2. Prehistoric Bison in North America
About 40,000 years ago primitive hunting tribes from Asia moved across a land bridge into Alaska, perhaps the first men to reach North America. They were trailing herds of large grass-eaters mammoth, musk oxen, moose, and a dozen or so species of large bison. The herds found a favorable environment in the new land and prospered over a long period.
These were not the first bison to reach the American west. At least one cousin had preceded them by 200,000 years or more; a skull of the species, exposed by recent erosion in sedimentary strata in northern California, is the oldest and largest reported in North America. Presumably this giant species vanished long ago, replaced by smaller, more agile bison.
The hunters from Asia came across at about midpoint in the last ice age, when, over a few thousand years, the great Wisconsin ice sheet receded along its western edge, leaving an ice-free corridor from the Yukon Valley of Alaska across the Rocky Mountains and southward along the foothills to the southern plains. During this period large ice sheets covered northern Europe and several other areas of the globe. The oceans were lowered more than 200 feet as moisture became trapped in the ice. When the oceans shrank, a wide land bridge joining Alaska and Siberia was uncovered, an inviting highway for migrating animals. Then the ice sheet expanded again, closing off the corridor for another 10,000 or 15,000 years. About 25,000 years ago it began melting away again and opened the corridor east of the Rocky Mountains by 16,000 B.C.
As the migrating herds moved southward to the Great Plains they were followed by the primitive hunters, armed with crude spears and clubspoor equipment for attacking large, healthy animals. And so the pursuers looked for the old and crippled, or those unfortunate enough to be trapped in bogs or drowned in rivers. At times they managed to stampede a small herd over a cliff or into a swamp; even crude weapons were effective against trapped or crippled victims.

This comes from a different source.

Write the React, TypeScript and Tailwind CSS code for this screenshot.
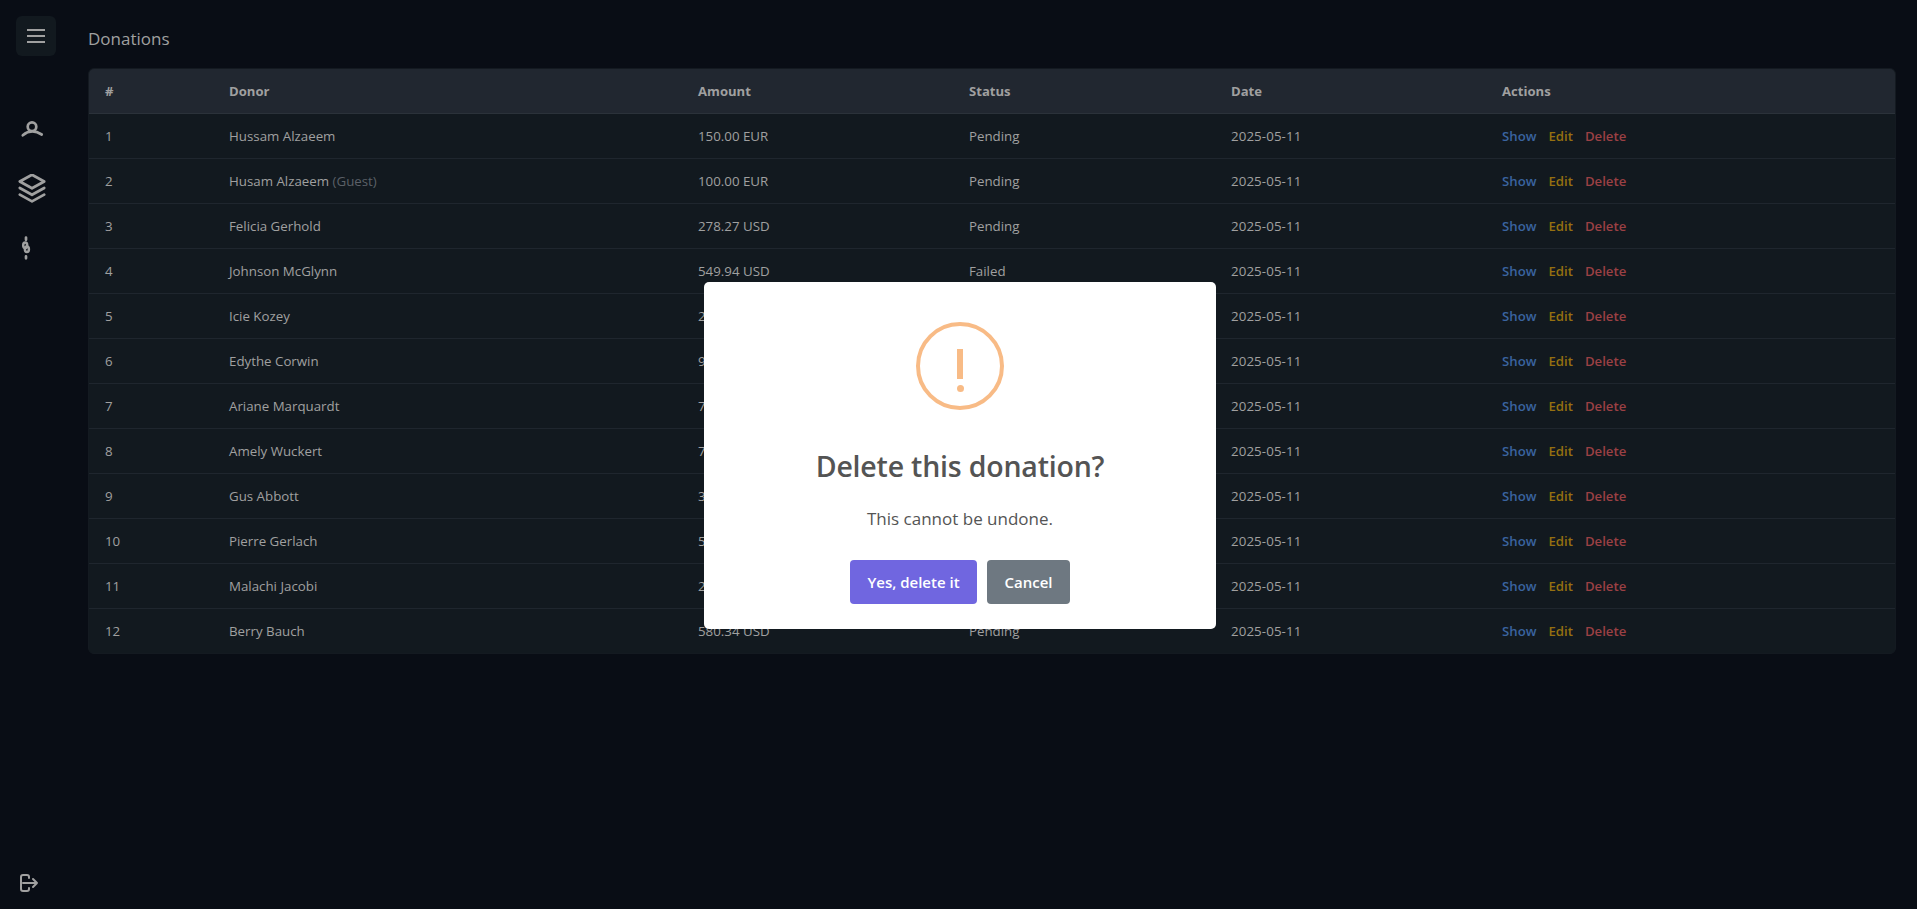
const donations: [string, string, string, boolean?][] = [
  ["Hussam Alzaeem", "150.00 EUR", "Pending"],
  ["Husam Alzaeem", "100.00 EUR", "Pending", true],
  ["Felicia Gerhold", "278.27 USD", "Pending"],
  ["Johnson McGlynn", "549.94 USD", "Failed"],
  ["Icie Kozey", "245.10 USD", "Pending"],
  ["Edythe Corwin", "912.45 USD", "Pending"],
  ["Ariane Marquardt", "731.20 USD", "Pending"],
  ["Amely Wuckert", "764.08 USD", "Pending"],
  ["Gus Abbott", "318.66 USD", "Pending"],
  ["Pierre Gerlach", "527.91 USD", "Pending"],
  ["Malachi Jacobi", "204.37 USD", "Pending"],
  ["Berry Bauch", "580.34 USD", "Pending"],
];

const columns = "grid grid-cols-[124px_469px_271px_262px_271px_1fr] *:pl-4";

function Sidebar() {
  return (
    <aside className="flex w-16 shrink-0 flex-col text-[#a0a0a0]">
      <button className="mt-4 ml-4 flex size-10 items-center justify-center rounded-md bg-[#12191f]">
        <svg width="24" height="24" viewBox="0 0 24 24" fill="none" stroke="currentColor" strokeWidth="2">
          <path d="M3 6h18M3 12h18M3 18h18" />
        </svg>
      </button>
      <nav className="mt-[58px] flex flex-col pl-4">
        <svg width="32" height="32" viewBox="0 0 32 32" fill="none" stroke="currentColor" strokeWidth="2.7" strokeLinecap="round">
          <circle cx="16" cy="12.7" r="4.3" />
          <path d="M6.8 21.3C12.5 16.6 19.5 16.6 25.7 20.5" />
        </svg>
        <svg className="mt-[28px]" width="32" height="32" viewBox="0 0 32 32" fill="none" stroke="currentColor" strokeWidth="2.7" strokeLinecap="round" strokeLinejoin="round">
          <path d="M16 0.7L28.2 7.5L16 14.3L3.8 7.5Z M3.8 14L16 20.8L28.2 14 M3.8 20.6L16 27.4L28.2 20.6" />
        </svg>
        <svg className="mt-[30px]" width="32" height="32" viewBox="0 0 32 32" fill="none" stroke="currentColor" strokeWidth="2.7" strokeLinecap="round">
          <path d="M10 1.6V3.8M10 20.4V22.3" />
          <ellipse cx="9.2" cy="9.2" rx="2" ry="2.8" strokeWidth="2.5" />
          <ellipse cx="10.9" cy="13.2" rx="2" ry="2.8" strokeWidth="2.5" />
        </svg>
      </nav>
      <svg className="mt-auto mb-[14px] ml-[17px]" width="24" height="24" viewBox="0 0 24 24" fill="none" stroke="currentColor" strokeWidth="2" strokeLinecap="round" strokeLinejoin="round">
        <path d="M12 7V6a2 2 0 0 0-2-2H6a2 2 0 0 0-2 2v12a2 2 0 0 0 2 2h4a2 2 0 0 0 2-2v-1M6 12h14M16 8l4 4-4 4" />
      </svg>
    </aside>
  );
}

function ConfirmDialog() {
  return (
    <div className="fixed inset-0 flex items-center justify-center pl-[3px] pt-px">
      <div className="flex h-[347px] w-[512px] flex-col items-center rounded-[5px] bg-white text-[#545454]">
        <div className="mt-10 flex size-[88px] flex-col items-center rounded-full border-4 border-[#f8bb86] pt-[23px]">
          <span className="h-[30px] w-[5.5px] bg-[#f8bb86]" />
          <span className="mt-[6px] size-[7px] rounded-full bg-[#f8bb86]" />
        </div>
        <h2 className="mt-[36px] text-[28.5px] leading-[40px] font-semibold tracking-[-0.2px]">Delete this donation?</h2>
        <p className="mt-[21px] text-[17px] leading-[24px]">This cannot be undone.</p>
        <div className="mt-[29px] flex gap-[10px] text-[15px] leading-5 font-semibold text-white">
          <button className="h-11 w-[127px] rounded-[4px] bg-[#7066e0] pt-px">Yes, delete it</button>
          <button className="h-11 w-[83px] rounded-[4px] bg-[#6e7881] pt-px">Cancel</button>
        </div>
      </div>
    </div>
  );
}

export default function App() {
  return (
    <div className="flex h-screen overflow-hidden bg-[#090d15] font-['Open_Sans','Noto_Sans',sans-serif] text-[#a0a0a0]">
      <Sidebar />
      <main className="flex min-w-0 flex-1 flex-col pt-[25px] pr-[21px] pl-6">
        <h1 className="text-[17px] leading-7">Donations</h1>
        <section className="mt-[15px] overflow-hidden rounded-md border border-[#141a21] bg-[#12191f] text-[13.3px] leading-5">
          <div className={`${columns} h-[45px] border-b border-[#2b323a] bg-[#212730] py-3 text-[13.1px] font-bold`}>
            <span>#</span>
            <span>Donor</span>
            <span>Amount</span>
            <span>Status</span>
            <span>Date</span>
            <span>Actions</span>
          </div>
          {donations.map(([donor, amount, status, guest], i) => (
            <div key={i} className={`${columns} h-[45px] border-b border-[#1f262e] py-3 last:h-11 last:border-b-0`}>
              <span>{i + 1}</span>
              <span>
                {donor} {guest && <span className="text-[#5b6067]">(Guest)</span>}
              </span>
              <span>{amount}</span>
              <span>{status}</span>
              <span className="tracking-[0.1px]">2025-05-11</span>
              <span className="flex gap-3 text-[13.2px] font-semibold">
                <a className="text-[#3a64a0]">Show</a>
                <a className="text-[#957010]">Edit</a>
                <a className="text-[#9b4044]">Delete</a>
              </span>
            </div>
          ))}
        </section>
      </main>
      <ConfirmDialog />
    </div>
  );
}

Over a period of centuries the moving herds and the hunters following them reached the southern Great Plains, where they found food in abundance. The hunters also found a bewildering variety of species new to themgiant sloths, giant beavers, mastodons, horses, tapirs, camels, and many others. While any of these animals would furnish an ample supply of meat for a band of hungry men, they were all large, tough, and hard to kill.